Milkshake brew is just the start
By Taylor Clyne
June 19, 2019
Ever the entrepreneur, Little Rivers head brewer Chris Carins is making use of the quieter season to experiment and create some different beers.
His most recent invention is a Vovo milkshake brew inspired by Arnott's Vovo biscuits.
He mixes Branxholm hops, local dairy farmers lactose powder, vanilla, speciality biscuit malt, coconut and - wait for it - raspberry jam!
“It actually tastes really good,” Chris said.
“My inspiration for this beer came after making a Milkshake IPA for the recent Fresh Hops Festival. It was pretty popular, so I tweaked the ingredients to make it creamier and sweet.”
The surprisingly tasty drop will be officially launched at the brewery’s curry night this Friday for you to try it for yourself.
In a bid to further value-add to the Little Rivers product line, Chris has been sitting on what some would call a golden ticket.
“We are just about to commission a little alcohol distillery,” he said excitedly.
“It all started two years ago: I wanted to make some whiskey. Whisky is pretty much beer production, without adding hops, then you distil it for two years.
“I’ve had three 20 litre barrels sitting out the back for the past two years waiting for them to mature. They are 65 per cent, really smooth and will be ready for release in two months’ time.

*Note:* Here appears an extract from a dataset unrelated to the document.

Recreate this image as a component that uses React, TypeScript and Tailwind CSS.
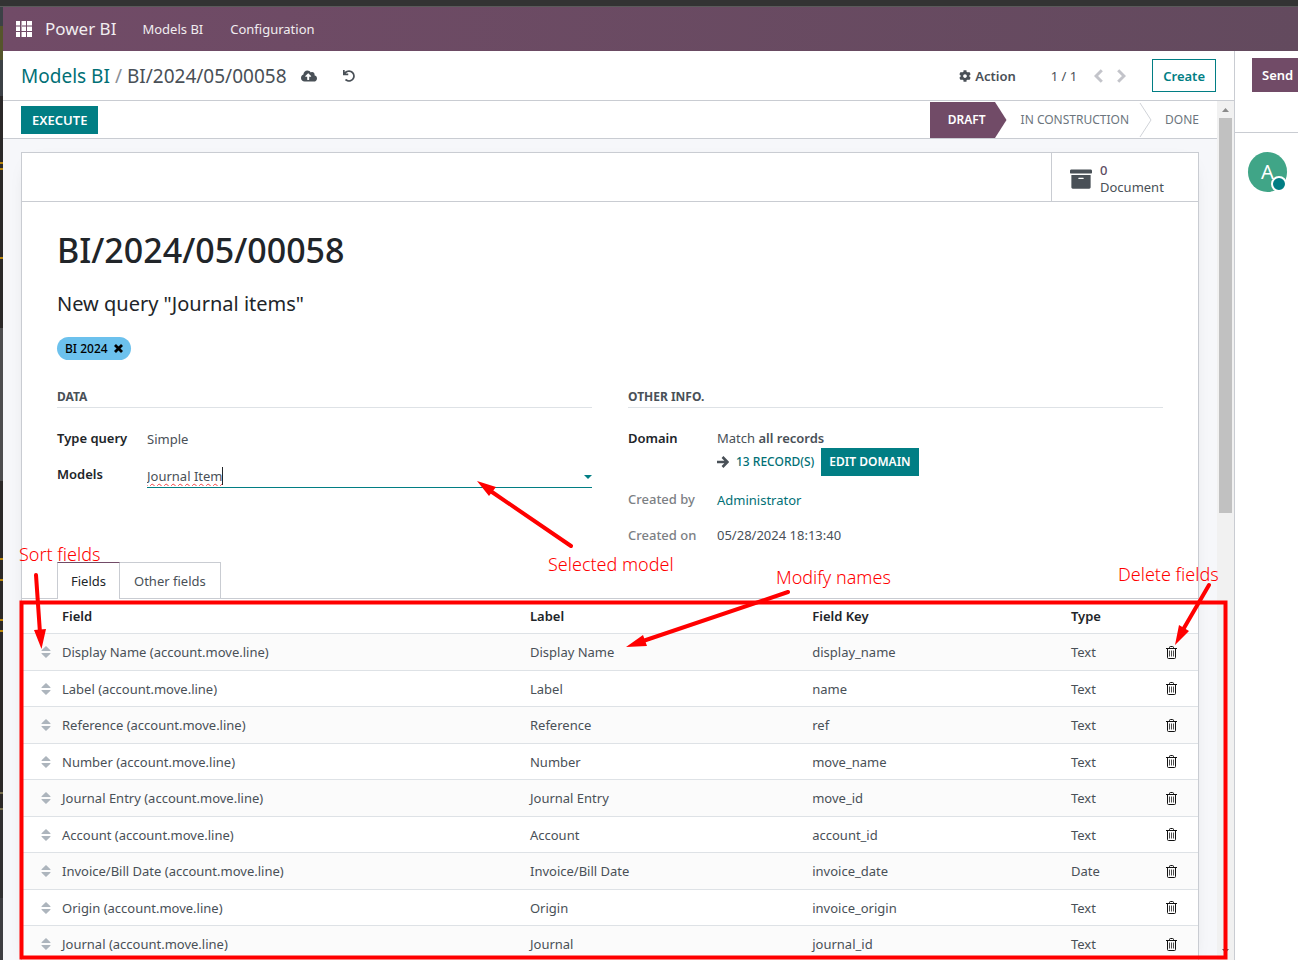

With the finer details still in the works Chris said it's likely to be named Forester Whisky, keeping with the local, clean, green branding of the North‑East.
And if you thought the news stopped there, you are wrong.
The team are calling for your help to name their latest release of pre-mixed gin and tonic cans.
“We’ve been dabbling with gin too; our competition is asking people to name this new line – keeping with the North-East branding of course,” Chris said.
The competition is running on the Little Rivers Facebook page with the winner taking home a carton of their choice.
“I think our goal at the moment is to not just stick with beer but branch out with limited edition releases and different products. I’d like to make a craft cocktail canning line with espresso martinis and vodka. Winter is certainly our fun time.
“In summer we can’t keep up with orders for our core range and 70-80 per cent of our beers are sold then.”
As an outsider looking in, an expansion is inevitable.
“A new canning line is on the wish list to increase the capacity of the brew house.”
“Our current canning line only produces 10 – 15 cartons an hour which is very slow. A new high-capacity line would crank out the orders and in turn create local employment opportunities.
Chris said they also haven’t ruled out the potential of expanding to Derby too.
“We love it up there, it’s an exciting time for tourism in the region.”